Interface markup and scripts:
+++
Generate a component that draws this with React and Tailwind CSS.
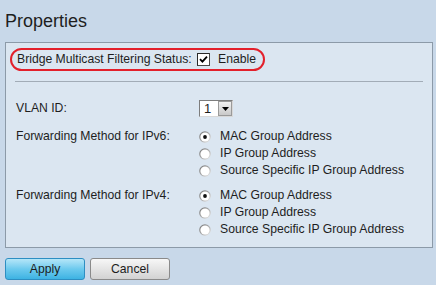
function Radio({ checked }) {
  return (
    <svg width="12" height="12" viewBox="0 0 12 12" className="shrink-0">
      <defs>
        <linearGradient id="rgo" x1="0" y1="0" x2="1" y2="1">
          <stop offset="0" stopColor="#6e6e6e" />
          <stop offset="0.5" stopColor="#a8a8a8" />
          <stop offset="1" stopColor="#f4f4f4" />
        </linearGradient>
      </defs>
      <circle cx="6" cy="6" r="5.8" fill="url(#rgo)" />
      <circle cx="6" cy="6" r="4.6" fill="#ffffff" />
      {checked && <circle cx="6" cy="6" r="1.9" fill="#111" />}
    </svg>
  );
}

function RadioRow({ checked, label }) {
  return (
    <div className="h-[17px] flex items-center gap-[9px]">
      <Radio checked={checked} />
      <span>{label}</span>
    </div>
  );
}

function Group({ label }) {
  return (
    <div className="flex">
      <div className="w-[183px] h-[17px] flex items-center">{label}</div>
      <div className="flex flex-col">
        <RadioRow checked label="MAC Group Address" />
        <RadioRow label="IP Group Address" />
        <RadioRow label="Source Specific IP Group Address" />
      </div>
    </div>
  );
}

export default function App() {
  return (
    <div className="w-[436px] h-[285px] bg-[#c8d8e9] text-[#1e1e1e] font-['Liberation_Sans',Arial,sans-serif] text-[12.2px] overflow-hidden">
      <div className="pl-[5px] pt-[11px] text-[18px] leading-[20px]">Properties</div>
      <div className="mt-[11px] ml-[5px] w-[428px] h-[206px] border border-[#8c9aa8] bg-[#dbe6f1]">
        <div className="ml-[4px] mt-[5px] w-[255px] h-[23px] rounded-full border-2 border-[#e3202b] flex items-center pl-[5px]">
          <span className="w-[180px]">Bridge Multicast Filtering Status:</span>
          <span className="w-[13px] h-[13px] bg-white border border-[#4a4a4a] border-t-[#2a2a2a] border-l-[#2a2a2a] flex items-center justify-center">
            <svg width="9" height="9" viewBox="0 0 9 9">
              <path d="M1 4.2 L3.4 6.6 L8 1.6" fill="none" stroke="#000" strokeWidth="1.8" />
            </svg>
          </span>
          <span className="ml-[8px]">Enable</span>
        </div>
        <div className="mx-[9px] mt-[10px] border-t border-[#a2acb7]"></div>
        <div className="pl-[10px] mt-[18px] flex flex-col">
          <div className="flex items-center h-[17px]">
            <div className="w-[183px]">VLAN ID:</div>
            <div className="w-[34px] h-[17px] flex bg-white border border-[#7d7d7d] border-r-[#d8d8d8] border-b-[#d8d8d8]">
              <div className="flex-1 pl-[4px] leading-[15px] text-[13px]">1</div>
              <div className="w-[14px] h-full bg-gradient-to-b from-[#f0f0f0] to-[#c9c9c9] border border-[#9a9a9a] flex items-center justify-center">
                <svg width="7" height="4" viewBox="0 0 7 4">
                  <path d="M0 0 H7 L3.5 4 Z" fill="#000" />
                </svg>
              </div>
            </div>
          </div>
          <div className="mt-[11px]">
            <Group label="Forwarding Method for IPv6:" />
          </div>
          <div className="mt-[8px]">
            <Group label="Forwarding Method for IPv4:" />
          </div>
        </div>
      </div>
      <div className="ml-[5px] mt-[10px] flex gap-[5px]">
        <button className="w-[80px] h-[22px] rounded-[3px] border border-[#2d8ec2] bg-gradient-to-b from-[#b4e6f8] via-[#6ccaee] to-[#3cb3e3] text-[12.2px] text-[#1c1c1c]">
          Apply
        </button>
        <button className="w-[80px] h-[22px] rounded-[3px] border border-[#8a8a8a] bg-gradient-to-b from-[#f7f7f7] to-[#d2d2d2] text-[12.2px] text-[#1c1c1c]">
          Cancel
        </button>
      </div>
    </div>
  );
}
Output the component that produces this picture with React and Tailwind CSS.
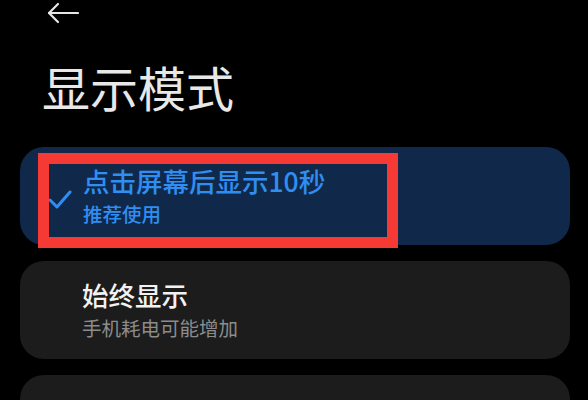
const cjk = { fontFamily: '"Noto Sans CJK SC", "Noto Sans", sans-serif' };

function BackArrow() {
    return (
        <svg width="32" height="22" viewBox="0 0 32 22" fill="none" stroke="#e6e6e6" strokeWidth="2.2" strokeLinecap="round" strokeLinejoin="round">
            <path d="M2 11 H31" />
            <path d="M11 2 L2 11 L11 20" />
        </svg>
    );
}

function Tick() {
    return (
        <svg width="24" height="20" viewBox="0 0 24 20" fill="none" stroke="#2f8ef2" strokeWidth="3" strokeLinecap="round" strokeLinejoin="round">
            <path d="M2 10 L9 17 L22 2" />
        </svg>
    );
}

export default function App() {
    return (
        <div className="w-[588px] h-[400px] overflow-hidden bg-black" style={cjk}>
            {/* Header */}
            <div className="pl-[47px] pt-[2px] h-[24px]">
                <BackArrow />
            </div>
            <h1 className="pl-[42px] mt-[38px] text-[48px] leading-[48px] font-normal text-[#e8e8e8]">显示模式</h1>

            <div className="mt-[37px] ml-[20px] w-[550px] flex flex-col gap-[16px]">
                {/* Selected option */}
                <div className="relative h-[98px] rounded-[24px] bg-[#10294a] flex items-center">
                    <div className="w-[63px] pl-[28px] pt-[8px]">
                        <Tick />
                    </div>
                    <div className="flex flex-col">
                        <span className="text-[26.5px] leading-[32px] font-medium text-[#2f8ef2]">点击屏幕后显示10秒</span>
                        <span className="mt-[4px] text-[19.5px] leading-[26px] font-medium text-[#2f8ef2]">推荐使用</span>
                    </div>
                    {/* Highlight box */}
                    <div className="absolute left-[18px] top-[6px] w-[360px] h-[95px] border-[11px] border-[#f53a36]" />
                </div>

                <div className="h-[98px] rounded-[24px] bg-[#1c1c1c] flex items-center pl-[62px]">
                    <div className="flex flex-col">
                        <span className="text-[26.5px] leading-[32px] font-medium text-[#f2f2f2]">始终显示</span>
                        <span className="mt-[4px] text-[19.5px] leading-[26px] text-[#8c8c8c]">手机耗电可能增加</span>
                    </div>
                </div>

                <div className="h-[98px] rounded-[24px] bg-[#1c1c1c]" />
            </div>
        </div>
    );
}
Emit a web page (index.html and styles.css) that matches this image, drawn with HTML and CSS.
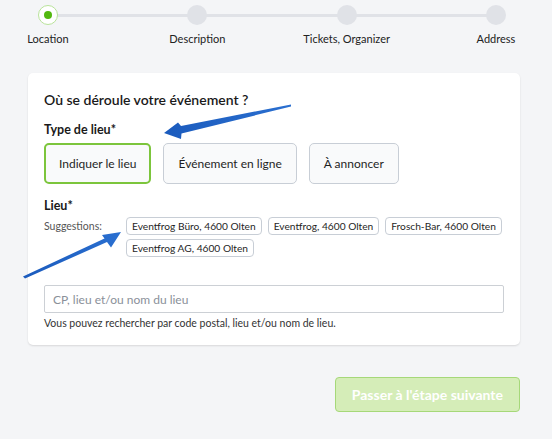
+++
Restate the records above in full, word for word. Keep pictures out.

Generate a component that draws this with React and Tailwind CSS.
function Radio({ checked }) {
  return (
    <svg width="12" height="12" viewBox="0 0 12 12" className="shrink-0">
      <defs>
        <linearGradient id="rgo" x1="0" y1="0" x2="1" y2="1">
          <stop offset="0" stopColor="#6e6e6e" />
          <stop offset="0.5" stopColor="#a8a8a8" />
          <stop offset="1" stopColor="#f4f4f4" />
        </linearGradient>
      </defs>
      <circle cx="6" cy="6" r="5.8" fill="url(#rgo)" />
      <circle cx="6" cy="6" r="4.6" fill="#ffffff" />
      {checked && <circle cx="6" cy="6" r="1.9" fill="#111" />}
    </svg>
  );
}

function RadioRow({ checked, label }) {
  return (
    <div className="h-[17px] flex items-center gap-[9px]">
      <Radio checked={checked} />
      <span>{label}</span>
    </div>
  );
}

function Group({ label }) {
  return (
    <div className="flex">
      <div className="w-[183px] h-[17px] flex items-center">{label}</div>
      <div className="flex flex-col">
        <RadioRow checked label="MAC Group Address" />
        <RadioRow label="IP Group Address" />
        <RadioRow label="Source Specific IP Group Address" />
      </div>
    </div>
  );
}

export default function App() {
  return (
    <div className="w-[436px] h-[285px] bg-[#c8d8e9] text-[#1e1e1e] font-['Liberation_Sans',Arial,sans-serif] text-[12.2px] overflow-hidden">
      <div className="pl-[5px] pt-[11px] text-[18px] leading-[20px]">Properties</div>
      <div className="mt-[11px] ml-[5px] w-[428px] h-[206px] border border-[#8c9aa8] bg-[#dbe6f1]">
        <div className="ml-[4px] mt-[5px] w-[255px] h-[23px] rounded-full border-2 border-[#e3202b] flex items-center pl-[5px]">
          <span className="w-[180px]">Bridge Multicast Filtering Status:</span>
          <span className="w-[13px] h-[13px] bg-white border border-[#4a4a4a] border-t-[#2a2a2a] border-l-[#2a2a2a] flex items-center justify-center">
            <svg width="9" height="9" viewBox="0 0 9 9">
              <path d="M1 4.2 L3.4 6.6 L8 1.6" fill="none" stroke="#000" strokeWidth="1.8" />
            </svg>
          </span>
          <span className="ml-[8px]">Enable</span>
        </div>
        <div className="mx-[9px] mt-[10px] border-t border-[#a2acb7]"></div>
        <div className="pl-[10px] mt-[18px] flex flex-col">
          <div className="flex items-center h-[17px]">
            <div className="w-[183px]">VLAN ID:</div>
            <div className="w-[34px] h-[17px] flex bg-white border border-[#7d7d7d] border-r-[#d8d8d8] border-b-[#d8d8d8]">
              <div className="flex-1 pl-[4px] leading-[15px] text-[13px]">1</div>
              <div className="w-[14px] h-full bg-gradient-to-b from-[#f0f0f0] to-[#c9c9c9] border border-[#9a9a9a] flex items-center justify-center">
                <svg width="7" height="4" viewBox="0 0 7 4">
                  <path d="M0 0 H7 L3.5 4 Z" fill="#000" />
                </svg>
              </div>
            </div>
          </div>
          <div className="mt-[11px]">
            <Group label="Forwarding Method for IPv6:" />
          </div>
          <div className="mt-[8px]">
            <Group label="Forwarding Method for IPv4:" />
          </div>
        </div>
      </div>
      <div className="ml-[5px] mt-[10px] flex gap-[5px]">
        <button className="w-[80px] h-[22px] rounded-[3px] border border-[#2d8ec2] bg-gradient-to-b from-[#b4e6f8] via-[#6ccaee] to-[#3cb3e3] text-[12.2px] text-[#1c1c1c]">
          Apply
        </button>
        <button className="w-[80px] h-[22px] rounded-[3px] border border-[#8a8a8a] bg-gradient-to-b from-[#f7f7f7] to-[#d2d2d2] text-[12.2px] text-[#1c1c1c]">
          Cancel
        </button>
      </div>
    </div>
  );
}
Output the component that produces this picture with React and Tailwind CSS.
const cjk = { fontFamily: '"Noto Sans CJK SC", "Noto Sans", sans-serif' };

function BackArrow() {
    return (
        <svg width="32" height="22" viewBox="0 0 32 22" fill="none" stroke="#e6e6e6" strokeWidth="2.2" strokeLinecap="round" strokeLinejoin="round">
            <path d="M2 11 H31" />
            <path d="M11 2 L2 11 L11 20" />
        </svg>
    );
}

function Tick() {
    return (
        <svg width="24" height="20" viewBox="0 0 24 20" fill="none" stroke="#2f8ef2" strokeWidth="3" strokeLinecap="round" strokeLinejoin="round">
            <path d="M2 10 L9 17 L22 2" />
        </svg>
    );
}

export default function App() {
    return (
        <div className="w-[588px] h-[400px] overflow-hidden bg-black" style={cjk}>
            {/* Header */}
            <div className="pl-[47px] pt-[2px] h-[24px]">
                <BackArrow />
            </div>
            <h1 className="pl-[42px] mt-[38px] text-[48px] leading-[48px] font-normal text-[#e8e8e8]">显示模式</h1>

            <div className="mt-[37px] ml-[20px] w-[550px] flex flex-col gap-[16px]">
                {/* Selected option */}
                <div className="relative h-[98px] rounded-[24px] bg-[#10294a] flex items-center">
                    <div className="w-[63px] pl-[28px] pt-[8px]">
                        <Tick />
                    </div>
                    <div className="flex flex-col">
                        <span className="text-[26.5px] leading-[32px] font-medium text-[#2f8ef2]">点击屏幕后显示10秒</span>
                        <span className="mt-[4px] text-[19.5px] leading-[26px] font-medium text-[#2f8ef2]">推荐使用</span>
                    </div>
                    {/* Highlight box */}
                    <div className="absolute left-[18px] top-[6px] w-[360px] h-[95px] border-[11px] border-[#f53a36]" />
                </div>

                <div className="h-[98px] rounded-[24px] bg-[#1c1c1c] flex items-center pl-[62px]">
                    <div className="flex flex-col">
                        <span className="text-[26.5px] leading-[32px] font-medium text-[#f2f2f2]">始终显示</span>
                        <span className="mt-[4px] text-[19.5px] leading-[26px] text-[#8c8c8c]">手机耗电可能增加</span>
                    </div>
                </div>

                <div className="h-[98px] rounded-[24px] bg-[#1c1c1c]" />
            </div>
        </div>
    );
}
Emit a web page (index.html and styles.css) that matches this image, drawn with HTML and CSS.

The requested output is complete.